• **Instructions for the task**:
Pull out every line from the listing that has the word "components".

• **Provided material**:
** start **
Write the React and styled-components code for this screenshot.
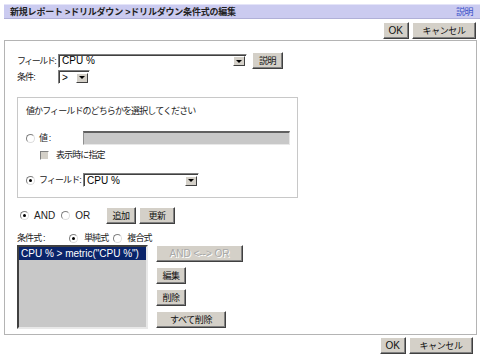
import React from 'react';
import styled, { createGlobalStyle } from 'styled-components';

const GlobalStyle = createGlobalStyle`
  html, body {
    margin: 0;
    padding: 0;
    background: #fff;
  }
  body {
    font-family: "Liberation Sans", "Noto Sans CJK JP", sans-serif;
    font-size: 10px;
    line-height: 12px;
    color: #000;
  }
`;

const Page = styled.div`
  width: 476px;
  padding: 4px 4px 0 4px;
  display: flex;
  flex-direction: column;
`;

const Header = styled.div`
  height: 15px;
  background: #cbcbf0;
  border-top: 1px solid #e4e4f8;
  border-bottom: 1px solid #b0b0d8;
  box-sizing: border-box;
  display: flex;
  align-items: center;
  justify-content: space-between;
  padding: 0 7px 0 6px;
`;

const Title = styled.span`
  font-weight: bold;
  font-size: 9px;
  letter-spacing: -0.2px;
  color: #222;
`;

const HelpLink = styled.span`
  color: #3a50c8;
  font-size: 9px;
  letter-spacing: -0.5px;
`;

const ButtonBar = styled.div`
  display: flex;
  justify-content: flex-end;
  gap: 3px;
  padding-right: ${p => p.$right || 5}px;
  margin-top: ${p => p.$mt || 3}px;
`;

const Btn = styled.button`
  height: 17px;
  min-width: ${p => p.$w || 0}px;
  margin-left: ${p => p.$ml || 0}px;
  padding: 0 5px;
  box-sizing: border-box;
  background: #d4d0c8;
  border: 1px solid;
  border-color: #fff #404040 #404040 #fff;
  box-shadow: inset -1px -1px 0 #808080;
  font-family: "Liberation Sans", "Noto Sans CJK JP", sans-serif;
  font-size: ${p => (p.$latin ? 10 : 9)}px;
  letter-spacing: ${p => (p.$latin ? 0 : -0.4)}px;
  line-height: 12px;
  color: ${p => (p.disabled ? '#a8a8a8' : '#111')};
  text-shadow: ${p => (p.disabled ? '1px 1px 0 #fff' : 'none')};
  display: flex;
  align-items: center;
  justify-content: center;
  white-space: nowrap;
`;

const Panel = styled.div`
  margin-top: 1px;
  border: 1px solid #b4b4b4;
  width: 473px;
  height: 295px;
  box-sizing: border-box;
  padding: 11px 12px 0 12px;
  display: flex;
  flex-direction: column;
`;

const Row = styled.div`
  display: flex;
  align-items: center;
  margin-top: ${p => p.$mt || 0}px;
  padding-left: ${p => p.$pl || 0}px;
`;

const Label = styled.span`
  width: ${p => (p.$w ? `${p.$w}px` : 'auto')};
  margin-right: ${p => p.$mr || 0}px;
  flex-shrink: 0;
  white-space: nowrap;
  color: #222;
  font-size: ${p => (p.$latin ? 10 : 9)}px;
  letter-spacing: ${p => (p.$latin ? 0 : p.$tight ? -1.5 : -0.9)}px;
  line-height: 12px;
`;

const SelectBox = styled.div`
  width: ${p => p.$w}px;
  height: 14px;
  box-sizing: border-box;
  background: #fff;
  border: 1px solid;
  border-color: #808080 #fff #fff #808080;
  box-shadow: inset 1px 1px 0 #404040;
  display: flex;
  align-items: center;
  justify-content: space-between;
  padding: 1px 1px 0 3px;
  font-size: 10px;
`;

const Arrow = styled.span`
  width: 12px;
  height: 10px;
  background: #d4d0c8;
  border: 1px solid;
  border-color: #fff #404040 #404040 #fff;
  box-sizing: border-box;
  display: flex;
  align-items: center;
  justify-content: center;
  &::after {
    content: '';
    border-left: 3px solid transparent;
    border-right: 3px solid transparent;
    border-top: 3px solid #000;
  }
`;

const Choice = styled.div`
  margin-top: 13px;
  width: 281px;
  height: 101px;
  box-sizing: border-box;
  border: 1px solid #c8c8c8;
  padding: 7px 6px 0 8px;
  display: flex;
  flex-direction: column;
`;

const Radio = styled.span`
  width: 9px;
  height: 9px;
  border-radius: 50%;
  box-sizing: border-box;
  border: 1px solid #808080;
  border-right-color: #ddd;
  border-bottom-color: #ddd;
  background: #fff;
  display: inline-flex;
  align-items: center;
  justify-content: center;
  flex-shrink: 0;
  margin-left: ${p => p.$ml || 0}px;
  margin-right: ${p => p.$mr || 4}px;
  &::after {
    content: '';
    width: 3px;
    height: 3px;
    border-radius: 50%;
    background: ${p => (p.$on ? '#000' : 'transparent')};
  }
`;

const Check = styled.span`
  width: 9px;
  height: 9px;
  box-sizing: border-box;
  border: 1px solid;
  border-color: #808080 #fff #fff #808080;
  background: #d4d0c8;
  margin-right: 7px;
  flex-shrink: 0;
`;

const GreyInput = styled.div`
  width: 207px;
  height: 14px;
  box-sizing: border-box;
  background: #c8c8c8;
  border-top: 2px solid #606060;
  border-left: 1px solid #909090;
  border-right: 1px solid #e8e8e8;
  border-bottom: 1px solid #e8e8e8;
`;

const ExprArea = styled.div`
  display: flex;
  gap: 8px;
  margin-top: 1px;
`;

const ListBox = styled.div`
  width: 131px;
  height: 84px;
  box-sizing: border-box;
  background: #c8c8c8;
  border: 2px solid;
  border-color: #404040 #e8e8e8 #e8e8e8 #404040;
`;

const ListItem = styled.div`
  background: #0a246a;
  color: #fff;
  height: 13px;
  line-height: 13px;
  padding-left: 2px;
  white-space: nowrap;
  font-size: 10px;
`;

const SideButtons = styled.div`
  display: flex;
  flex-direction: column;
  align-items: flex-start;
  gap: 5px;
`;

const Select = ({ w, value }) => (
  <SelectBox $w={w}>
    <span>{value}</span>
    <Arrow />
  </SelectBox>
);

export default function App() {
  return (
    <>
      <GlobalStyle />
      <Page>
        <Header>
          <Title>新規レポート &gt;ドリルダウン &gt;ドリルダウン条件式の編集</Title>
          <HelpLink>説明</HelpLink>
        </Header>
        <ButtonBar $right={4}>
          <Btn $w={22} $latin>OK</Btn>
          <Btn $w={64}>キャンセル</Btn>
        </ButtonBar>

        <Panel>
          <Row>
            <Label $w={41} $tight>フィールド:</Label>
            <Select w={189} value="CPU %" />
            <Btn $w={31} $ml={5}>説明</Btn>
          </Row>
          <Row $mt={1}>
            <Label $w={41}>条件:</Label>
            <Select w={32} value=">" />
          </Row>

          <Choice>
            <Label>値かフィールドのどちらかを選択してください</Label>
            <Row $mt={14}>
              <Radio />
              <Label $w={44}>値 :</Label>
              <GreyInput />
            </Row>
            <Row $mt={4} $pl={14}>
              <Check />
              <Label>表示時に指定</Label>
            </Row>
            <Row $mt={12}>
              <Radio $on />
              <Label $w={44}>フィールド:</Label>
              <Select w={116} value="CPU %" />
            </Row>
          </Choice>

          <Row $mt={9}>
            <Radio $on $mr={5} $ml={3} />
            <Label $latin $mr={6}>AND</Label>
            <Radio $mr={5} />
            <Label $latin $mr={16}>OR</Label>
            <Btn $w={30}>追加</Btn>
            <Btn $w={36} $ml={3}>更新</Btn>
          </Row>

          <Row $mt={8}>
            <Label $w={52}>条件式 :</Label>
            <Radio $on $mr={6} />
            <Label $mr={5}>単純式</Label>
            <Radio $mr={5} />
            <Label>複合式</Label>
          </Row>

          <ExprArea>
            <ListBox>
              <ListItem>CPU % &gt; metric("CPU %")</ListItem>
            </ListBox>
            <SideButtons>
              <Btn $w={87} $latin disabled>AND &lt;--&gt; OR</Btn>
              <Btn $w={30}>編集</Btn>
              <Btn $w={30}>削除</Btn>
              <Btn $w={70}>すべて削除</Btn>
            </SideButtons>
          </ExprArea>
        </Panel>

        <ButtonBar $right={7} $mt={2}>
          <Btn $w={22} $latin>OK</Btn>
          <Btn $w={64}>キャンセル</Btn>
        </ButtonBar>
      </Page>
    </>
  );
}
** end **
• **Answer to the exercise**:
Write the React and styled-components code for this screenshot.
import styled, { createGlobalStyle } from 'styled-components';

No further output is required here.